Si choquant que fût ce contraste, si révoltant que fût un système en vertu duquel un budget de plus de 20 millions de francs était payé par une population de 7 millions de catholiques pour être affecté aux besoins religieux d’une population de 800,000 protestans, la situation de l’église anglicane d’Irlande ne fut pas ce qui préoccupa O’Connell au lendemain de l’acte d’émancipation de 1829. Les hommes d’état, les chefs de partis sont naturellement enclins à placer au premier plan les questions purement politiques. O’Connell était certainement un catholique très sincère et même très ardent.

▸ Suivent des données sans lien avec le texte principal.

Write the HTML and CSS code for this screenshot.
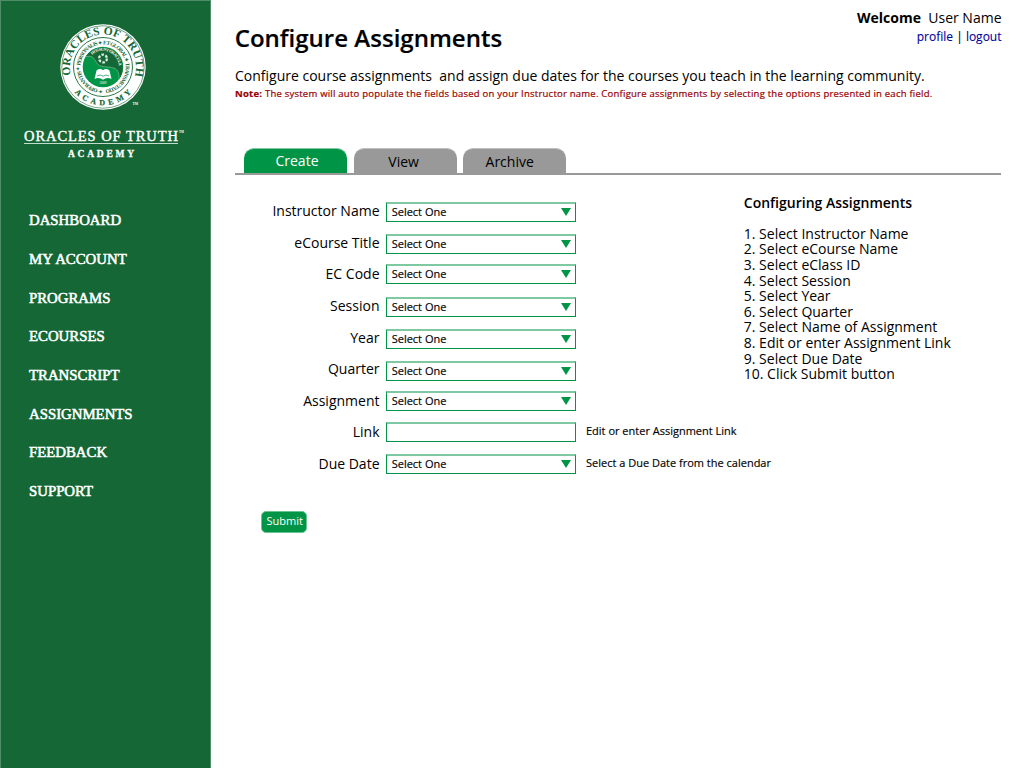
FILE: index.html
```
<!DOCTYPE html>
<html lang="en">
<head>
<meta charset="utf-8">
<title>Configure Assignments</title>
<link rel="stylesheet" href="styles.css">
</head>
<body>
<div class="app">
  <aside class="sidebar">
    <svg class="seal" width="92" height="92" viewBox="0 0 92 92">
      <defs>
        <path id="arc-name" d="M13.9 54.2A33 33 0 1 1 78.1 54.2"/>
        <path id="arc-academy" d="M17.600 71.400A38 38 0 0 0 75.400 70.500"/>
        <path id="arc-motto" d="M46 68.700A22.700 22.700 0 1 1 46.1 68.700"/>
        <path id="arc-inner" d="M35 33.800A16 16 0 0 1 61 50.500"/>
      </defs>
      <circle cx="46" cy="46" r="42.700" fill="#fff"/>
      <circle cx="46" cy="46" r="41.200" fill="none" stroke="#156735" stroke-width=".6"/>
      <circle cx="46" cy="46" r="29.500" fill="none" stroke="#156735" stroke-width=".9"/>
      <circle cx="46" cy="46" r="20.300" fill="#009447"/>
      <path d="M28.500 35.500A20.300 20.300 0 1 1 62 58.500C63 44 53 47 46 45.500C36 45 41 33 28.500 35.500Z" fill="#156735"/>
      <path d="M28.500 35.500C41 33 36 45 46 45.500C53 47 63 44 62 58.500" fill="none" stroke="#8ccba5" stroke-width=".6"/>
      <circle cx="46" cy="37.500" r="3.900" fill="none" stroke="#d9eee0" stroke-width="2.300" stroke-dasharray="2.600 1.480"/>
      <path d="M39.500 49.500Q43 46.800 46 49.200Q49 46.800 52.500 49.500L54.500 58Q50 55.800 46 58.800Q42 55.800 37.500 58Z" fill="#fff"/>
      <path d="M40 55Q43 53 46 55.200Q49 53 52 55" fill="none" stroke="#009447" stroke-width=".7"/>
      <text class="seal-name"><textPath href="#arc-name" textLength="120" lengthAdjust="spacing">ORACLES OF TRUTH</textPath></text>
      <text class="seal-academy"><textPath href="#arc-academy" textLength="64" lengthAdjust="spacing">ACADEMY</textPath></text>
      <text class="seal-motto"><textPath href="#arc-motto" textLength="140" lengthAdjust="spacing">✦ OPERANTIS ✦ PERSONALIS ✦ ET GLOBAL ✦ TRANSMUTATIO</textPath></text>
      <text class="seal-inner"><textPath href="#arc-inner" textLength="36" lengthAdjust="spacing">HOS SUNT ORACULA</textPath></text>
      <text class="seal-year" x="42.500" y="63">2009</text>
      <text class="seal-tm" x="75.500" y="84">TM</text>
    </svg>
    <svg class="wordmark" width="164" height="34" viewBox="0 0 164 34">
      <text class="wordmark-name" x="1" y="14.500" textLength="154" lengthAdjust="spacing">ORACLES OF TRUTH</text>
      <text class="wordmark-tm" x="156" y="7">TM</text>
      <path d="M1 17.500H155" stroke="#c4dccb" stroke-width="1"/>
      <text class="wordmark-sub" x="45" y="30.500" textLength="66" lengthAdjust="spacing">ACADEMY</text>
    </svg>
    <nav class="menu">
      <a>DASHBOARD</a>
      <a>MY ACCOUNT</a>
      <a>PROGRAMS</a>
      <a>ECOURSES</a>
      <a>TRANSCRIPT</a>
      <a>ASSIGNMENTS</a>
      <a>FEEDBACK</a>
      <a>SUPPORT</a>
    </nav>
  </aside>
  <main class="main">
    <header class="header">
      <h1 class="title">Configure Assignments</h1>
      <div class="user">
        <div class="welcome"><b>Welcome</b>&nbsp; User Name</div>
        <div class="links"><a>profile</a> | <a>logout</a></div>
      </div>
    </header>
    <p class="intro">Configure course assignments&nbsp; and assign due dates for the courses you teach in the learning community.</p>
    <p class="note"><b>Note:</b> The system will auto populate the fields based on your Instructor name. Configure assignments by selecting the options presented in each field.</p>
    <div class="tabs">
      <div class="tab tab-active">Create</div>
      <div class="tab">View</div>
      <div class="tab tab-archive">Archive</div>
    </div>
    <div class="content">
      <form class="form">
        <div class="row"><label>Instructor Name</label><div class="select">Select One<i></i></div></div>
        <div class="row gap-s"><label>eCourse Title</label><div class="select">Select One<i></i></div></div>
        <div class="row gap-l low"><label>EC Code</label><div class="select">Select One<i></i></div></div>
        <div class="row"><label>Session</label><div class="select">Select One<i></i></div></div>
        <div class="row"><label>Year</label><div class="select">Select One<i></i></div></div>
        <div class="row gap-s high"><label>Quarter</label><div class="select">Select One<i></i></div></div>
        <div class="row gap-m low"><label>Assignment</label><div class="select">Select One<i></i></div></div>
        <div class="row low"><label>Link</label><div class="select"></div><span class="hint">Edit or enter Assignment Link</span></div>
        <div class="row low"><label>Due Date</label><div class="select">Select One<i></i></div><span class="hint">Select a Due Date from the calendar</span></div>
        <div class="submit">Submit</div>
      </form>
      <section class="help">
        <h2>Configuring Assignments</h2>
        <div>1. Select Instructor Name</div>
        <div>2. Select eCourse Name</div>
        <div>3. Select eClass ID</div>
        <div>4. Select Session</div>
        <div>5. Select Year</div>
        <div>6. Select Quarter</div>
        <div>7. Select Name of Assignment</div>
        <div>8. Edit or enter Assignment Link</div>
        <div>9. Select Due Date</div>
        <div>10. Click Submit button</div>
      </section>
    </div>
  </main>
</div>
</body>
</html>
```
FILE: styles.css
```
* { box-sizing: border-box; }
body { margin: 0; background: #fff; color: #000; font-family: "Open Sans", sans-serif; font-size: 14px; }
.app { display: flex; width: 1024px; height: 768px; overflow: hidden; }
.sidebar { width: 211px; flex: none; background: #156735; border: 1px solid #4f8d68; border-bottom: 0; display: flex; flex-direction: column; }
.seal { margin: 20px 0 0 56px; display: block; overflow: visible; }
.seal text { font-family: "Liberation Serif", serif; fill: #156735; }
.seal .seal-name { font-size: 11.5px; font-weight: bold; }
.seal .seal-academy { font-size: 8px; font-weight: bold; stroke: #156735; stroke-width: .2px; }
.seal .seal-motto { font-size: 5.5px; font-weight: bold; }
.seal .seal-inner { font-size: 4.2px; font-weight: bold; fill: #fff; }
.seal .seal-year { font-size: 3.5px; fill: #fff; }
.seal .seal-tm { font-size: 3.5px; font-weight: bold; fill: #fff; }
.wordmark { margin: 13px 0 0 22px; display: block; overflow: visible; }
.wordmark text { font-family: "Liberation Serif", serif; fill: #fff; }
.wordmark .wordmark-name { font-size: 14.5px; stroke: #fff; stroke-width: .4px; }
.wordmark .wordmark-tm { font-size: 3px; font-weight: bold; }
.wordmark .wordmark-sub { font-size: 9.5px; font-weight: bold; stroke: #fff; stroke-width: .3px; }
.menu { display: flex; flex-direction: column; margin: 41.3px 0 0 28px; }
.menu a { height: 38.7px; line-height: 38.7px; font-family: "Liberation Serif", serif; font-size: 14.8px; color: #fff; -webkit-text-stroke: .55px #fff; white-space: nowrap; }
.main { flex: 1; padding: 0 23px 0 24px; display: flex; flex-direction: column; }
.header { height: 63px; display: flex; justify-content: space-between; }
.title { margin: 21px 0 0 -.3px; font-size: 24px; letter-spacing: .02px; line-height: 34px; font-weight: 600; white-space: nowrap; -webkit-text-stroke: .2px #000; }
.user { text-align: right; padding-top: 8px; margin-right: -.5px; }
.welcome { line-height: 20px; white-space: nowrap; }
.links { font-size: 12px; line-height: 18px; -webkit-text-stroke: .1px; }
.links a { color: #000099; }
.intro { margin: 3px 0 0; line-height: 20px; white-space: nowrap; }
.note { margin: 1px 0 0; font-size: 9.5px; letter-spacing: .232px; line-height: 14px; color: #990000; white-space: nowrap; -webkit-text-stroke: .2px #990000; }
.tabs { margin-top: 47px; height: 27px; padding-left: 9px; display: flex; gap: 6.600px; border-bottom: 2px solid #999; }
.tab { width: 103px; height: 25px; border-radius: 10px 10px 0 0; background: #999; border-top: 1px solid #c0c0c0; text-align: center; line-height: 26px; padding-right: 3px; }
.tab-archive { padding-right: 10px; }
.tab-active { background: #009447; color: #fff; border-top-color: #7fc9a2; line-height: 24px; padding-right: 0; padding-left: 3px; }
.content { display: flex; padding-top: 27px; }
.form { width: 508.800px; flex: none; }
.row { display: flex; height: 20px; margin-bottom: 12px; }
.gap-s { margin-bottom: 10px; }
.gap-m { margin-bottom: 11px; }
.gap-l { margin-bottom: 13px; }
.row label { width: 144.500px; flex: none; margin-right: 6.500px; text-align: right; line-height: 20px; margin-top: -1px; white-space: nowrap; }
.low label { margin-top: 0; }
.high label { margin-top: -2px; }
.select { width: 190px; height: 20px; flex: none; border: 1px solid #009447; border-top: 2px solid #7fc9a2; padding: 0 4px 0 4.700px; display: flex; align-items: flex-start; justify-content: space-between; font-size: 11px; line-height: 15px; -webkit-text-stroke: .15px #000; }
.select i { width: 10px; height: 8px; margin-top: 4px; background: #009447; clip-path: polygon(0 0, 100% 0, 50% 100%); }
.hint { margin-left: 10px; font-size: 11px; line-height: 18px; white-space: nowrap; -webkit-text-stroke: .15px #000; }
.submit { margin: 37px 0 0 26px; width: 45.500px; height: 22px; border-radius: 5px; border: 1px solid #6dc294; background: #009447; color: #fff; font-size: 11px; line-height: 18px; padding-left: 2px; text-align: center; white-space: nowrap; }
.help { line-height: 15.600px; white-space: nowrap; margin-top: -7.300px; }
.help h2 { margin: 0 0 15.600px; font-size: 14px; line-height: 15.600px; font-weight: 600; }
```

Cependant, à ses débuts dans la vie politique, il avait laissé à l’écart la question religieuse pour réclamer, d’accord avec l’opposition protestante, le rappel de l’union, c’est-à-dire la séparation législative de l’Angleterre et de l’Irlande. Après 1829, il revint à sa première idée. Le gouvernement, en accordant l’émancipation, avait supprimé l’association catholique. O’Conneli forma, une association des amis de l’Irlande, puis une association antiunioniste et enfin une association des volontaires irlandais. Sous des noms différens ces trois associations avaient un seul et même but : préparer et réclamer le rappel de l’union. Les deux premières sociétés avaient été supprimées et la troisième allait subir le même sort, lorsqu’une révolution ministérielle survint en Angleterre. Les whigs arrivèrent au pouvoir avec lord Grey (1830). Ils changèrent immédiatement le personnel de la haute administration irlandaise. Le secrétaire en chef d’Irlande, Hardinge, objet de l’hostilité particulière d’O’Connell, fut remplacé par Edouard Stanley, fils du comte Derby et l’espoir, à cette époque, du parti libéral. Le marquis d’Anglesey reprit le poste de vice-(roi d’Irlande, qu’il avait occupé un moment sous Wellington et qu’il avait dû quitter parce qu’il avait compris avant le ministère la nécessité d’admettre une partie au moins des réclamations de l’Irlande catholique.

Ces nominations ne produisirent qu’un apaisement momentané.